**Supplied information:**
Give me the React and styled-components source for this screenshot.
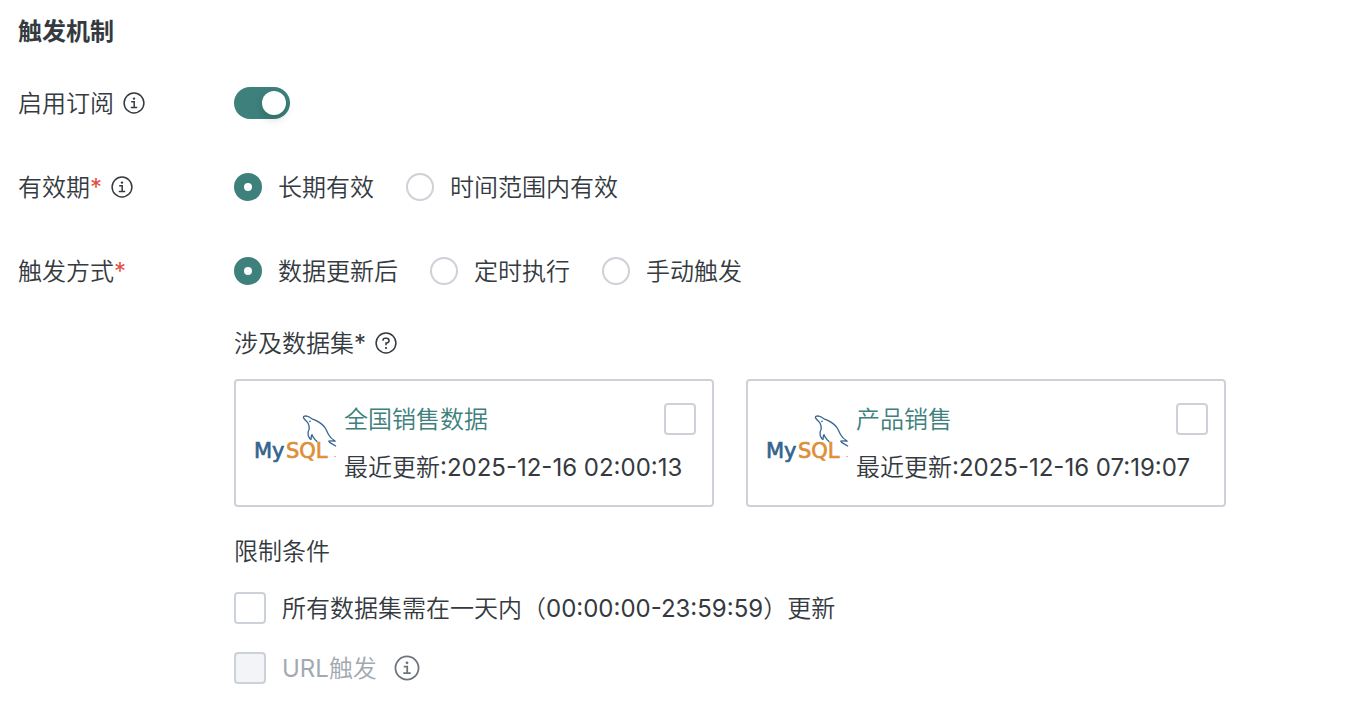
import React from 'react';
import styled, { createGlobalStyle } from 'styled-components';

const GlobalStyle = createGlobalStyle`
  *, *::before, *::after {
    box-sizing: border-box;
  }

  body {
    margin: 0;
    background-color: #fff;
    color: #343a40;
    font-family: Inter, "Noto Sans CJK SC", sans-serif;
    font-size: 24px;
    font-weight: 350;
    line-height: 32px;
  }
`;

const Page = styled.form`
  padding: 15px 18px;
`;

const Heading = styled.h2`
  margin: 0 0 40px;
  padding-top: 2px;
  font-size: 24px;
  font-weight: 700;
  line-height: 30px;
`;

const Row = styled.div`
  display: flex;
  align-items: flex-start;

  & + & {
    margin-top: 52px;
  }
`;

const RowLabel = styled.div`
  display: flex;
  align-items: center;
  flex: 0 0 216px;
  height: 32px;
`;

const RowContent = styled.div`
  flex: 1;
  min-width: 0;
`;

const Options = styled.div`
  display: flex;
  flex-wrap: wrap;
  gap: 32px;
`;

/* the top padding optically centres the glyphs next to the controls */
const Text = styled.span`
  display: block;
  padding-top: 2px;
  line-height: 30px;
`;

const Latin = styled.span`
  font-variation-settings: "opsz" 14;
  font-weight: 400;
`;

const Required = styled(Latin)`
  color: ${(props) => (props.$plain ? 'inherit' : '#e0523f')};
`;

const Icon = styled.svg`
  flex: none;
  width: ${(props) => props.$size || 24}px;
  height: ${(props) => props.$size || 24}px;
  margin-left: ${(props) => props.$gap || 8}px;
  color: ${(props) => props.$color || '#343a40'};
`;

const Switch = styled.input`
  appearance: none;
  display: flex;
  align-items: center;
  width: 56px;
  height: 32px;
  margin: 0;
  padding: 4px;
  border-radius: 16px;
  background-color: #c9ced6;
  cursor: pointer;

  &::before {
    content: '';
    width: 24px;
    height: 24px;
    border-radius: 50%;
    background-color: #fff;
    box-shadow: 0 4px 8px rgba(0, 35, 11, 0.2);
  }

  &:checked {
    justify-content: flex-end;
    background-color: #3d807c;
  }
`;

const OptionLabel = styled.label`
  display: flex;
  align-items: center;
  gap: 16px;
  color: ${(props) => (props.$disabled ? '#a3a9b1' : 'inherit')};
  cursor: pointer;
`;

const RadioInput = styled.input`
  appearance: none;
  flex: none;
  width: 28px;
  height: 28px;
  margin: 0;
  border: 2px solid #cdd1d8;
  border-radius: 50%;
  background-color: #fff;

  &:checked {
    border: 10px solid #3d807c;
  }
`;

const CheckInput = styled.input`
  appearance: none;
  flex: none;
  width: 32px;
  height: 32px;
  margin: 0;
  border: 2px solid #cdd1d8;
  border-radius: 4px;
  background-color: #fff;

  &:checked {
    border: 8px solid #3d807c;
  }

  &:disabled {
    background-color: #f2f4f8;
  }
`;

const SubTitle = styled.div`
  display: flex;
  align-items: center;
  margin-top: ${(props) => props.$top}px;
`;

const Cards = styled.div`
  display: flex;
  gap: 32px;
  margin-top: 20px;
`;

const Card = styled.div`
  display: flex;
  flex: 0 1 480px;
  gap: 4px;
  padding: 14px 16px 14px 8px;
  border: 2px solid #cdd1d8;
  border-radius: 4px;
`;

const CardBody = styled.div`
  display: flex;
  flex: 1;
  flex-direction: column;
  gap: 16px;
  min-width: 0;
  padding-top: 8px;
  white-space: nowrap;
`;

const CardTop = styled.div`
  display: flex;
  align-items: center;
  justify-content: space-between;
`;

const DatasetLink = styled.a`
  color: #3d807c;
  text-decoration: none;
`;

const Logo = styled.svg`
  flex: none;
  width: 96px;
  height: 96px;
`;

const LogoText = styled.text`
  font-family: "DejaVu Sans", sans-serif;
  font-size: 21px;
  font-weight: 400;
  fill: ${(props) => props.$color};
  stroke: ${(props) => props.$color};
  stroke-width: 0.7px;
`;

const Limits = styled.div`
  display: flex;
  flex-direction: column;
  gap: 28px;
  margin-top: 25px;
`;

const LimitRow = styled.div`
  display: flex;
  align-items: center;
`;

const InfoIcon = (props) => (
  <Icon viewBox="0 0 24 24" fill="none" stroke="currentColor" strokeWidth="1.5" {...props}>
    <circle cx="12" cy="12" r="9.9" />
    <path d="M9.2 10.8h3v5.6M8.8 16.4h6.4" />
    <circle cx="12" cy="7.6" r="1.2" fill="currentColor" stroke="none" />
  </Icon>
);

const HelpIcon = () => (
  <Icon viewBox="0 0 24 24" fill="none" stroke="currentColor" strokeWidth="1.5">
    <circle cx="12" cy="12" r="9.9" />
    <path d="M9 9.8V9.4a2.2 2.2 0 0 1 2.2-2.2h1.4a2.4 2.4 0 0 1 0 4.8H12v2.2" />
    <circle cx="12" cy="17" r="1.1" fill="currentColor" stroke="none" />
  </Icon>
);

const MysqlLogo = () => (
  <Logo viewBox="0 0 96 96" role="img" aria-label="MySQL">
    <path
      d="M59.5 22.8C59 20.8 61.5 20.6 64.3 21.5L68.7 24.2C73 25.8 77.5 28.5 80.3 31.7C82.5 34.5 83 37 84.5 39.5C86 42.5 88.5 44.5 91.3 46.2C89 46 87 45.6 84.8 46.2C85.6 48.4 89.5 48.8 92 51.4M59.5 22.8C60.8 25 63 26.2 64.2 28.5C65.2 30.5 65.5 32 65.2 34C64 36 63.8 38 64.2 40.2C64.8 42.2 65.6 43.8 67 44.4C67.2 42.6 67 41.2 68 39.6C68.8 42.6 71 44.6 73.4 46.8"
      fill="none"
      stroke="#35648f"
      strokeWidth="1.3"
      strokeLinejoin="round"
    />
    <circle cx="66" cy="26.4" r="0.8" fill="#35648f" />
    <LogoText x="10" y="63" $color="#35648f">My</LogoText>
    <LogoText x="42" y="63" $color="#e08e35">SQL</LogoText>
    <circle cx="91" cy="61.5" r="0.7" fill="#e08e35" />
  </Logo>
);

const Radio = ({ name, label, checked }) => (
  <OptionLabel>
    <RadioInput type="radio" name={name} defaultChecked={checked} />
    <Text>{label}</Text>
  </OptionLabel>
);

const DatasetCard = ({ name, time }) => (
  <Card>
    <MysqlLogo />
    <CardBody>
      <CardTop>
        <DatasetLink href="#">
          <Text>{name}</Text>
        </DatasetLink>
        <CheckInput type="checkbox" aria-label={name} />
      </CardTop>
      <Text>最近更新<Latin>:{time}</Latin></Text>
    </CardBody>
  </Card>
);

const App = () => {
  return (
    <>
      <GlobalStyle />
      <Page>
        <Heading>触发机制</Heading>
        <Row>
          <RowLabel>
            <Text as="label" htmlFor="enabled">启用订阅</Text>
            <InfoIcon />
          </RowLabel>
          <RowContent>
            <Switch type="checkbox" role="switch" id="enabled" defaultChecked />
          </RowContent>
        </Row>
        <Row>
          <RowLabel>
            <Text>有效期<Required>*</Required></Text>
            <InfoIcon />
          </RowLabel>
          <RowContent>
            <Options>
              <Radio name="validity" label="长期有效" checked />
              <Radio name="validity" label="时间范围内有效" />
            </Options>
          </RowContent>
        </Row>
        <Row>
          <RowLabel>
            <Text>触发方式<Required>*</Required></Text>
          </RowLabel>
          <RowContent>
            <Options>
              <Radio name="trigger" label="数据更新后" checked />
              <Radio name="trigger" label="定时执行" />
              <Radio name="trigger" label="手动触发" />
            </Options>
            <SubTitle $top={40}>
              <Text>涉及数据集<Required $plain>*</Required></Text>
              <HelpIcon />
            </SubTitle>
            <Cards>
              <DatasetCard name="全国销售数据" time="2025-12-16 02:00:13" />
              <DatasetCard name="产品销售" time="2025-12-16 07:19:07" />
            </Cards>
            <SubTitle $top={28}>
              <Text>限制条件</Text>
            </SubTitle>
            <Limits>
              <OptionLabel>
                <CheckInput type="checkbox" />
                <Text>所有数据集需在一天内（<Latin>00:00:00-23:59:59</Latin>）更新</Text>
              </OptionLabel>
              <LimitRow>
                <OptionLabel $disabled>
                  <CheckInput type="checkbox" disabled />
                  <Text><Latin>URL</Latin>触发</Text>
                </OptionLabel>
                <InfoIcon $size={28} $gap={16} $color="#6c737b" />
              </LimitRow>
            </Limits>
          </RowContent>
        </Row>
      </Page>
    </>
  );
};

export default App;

**What you should do:**
Starting at the first line of the material, output exactly the lines up to and including the one with "align-items: flex-start;". Do not include the pictures.

**Response to the exercise:**
Give me the React and styled-components source for this screenshot.
import React from 'react';
import styled, { createGlobalStyle } from 'styled-components';

const GlobalStyle = createGlobalStyle`
  *, *::before, *::after {
    box-sizing: border-box;
  }

  body {
    margin: 0;
    background-color: #fff;
    color: #343a40;
    font-family: Inter, "Noto Sans CJK SC", sans-serif;
    font-size: 24px;
    font-weight: 350;
    line-height: 32px;
  }
`;

const Page = styled.form`
  padding: 15px 18px;
`;

const Heading = styled.h2`
  margin: 0 0 40px;
  padding-top: 2px;
  font-size: 24px;
  font-weight: 700;
  line-height: 30px;
`;

const Row = styled.div`
  display: flex;
  align-items: flex-start;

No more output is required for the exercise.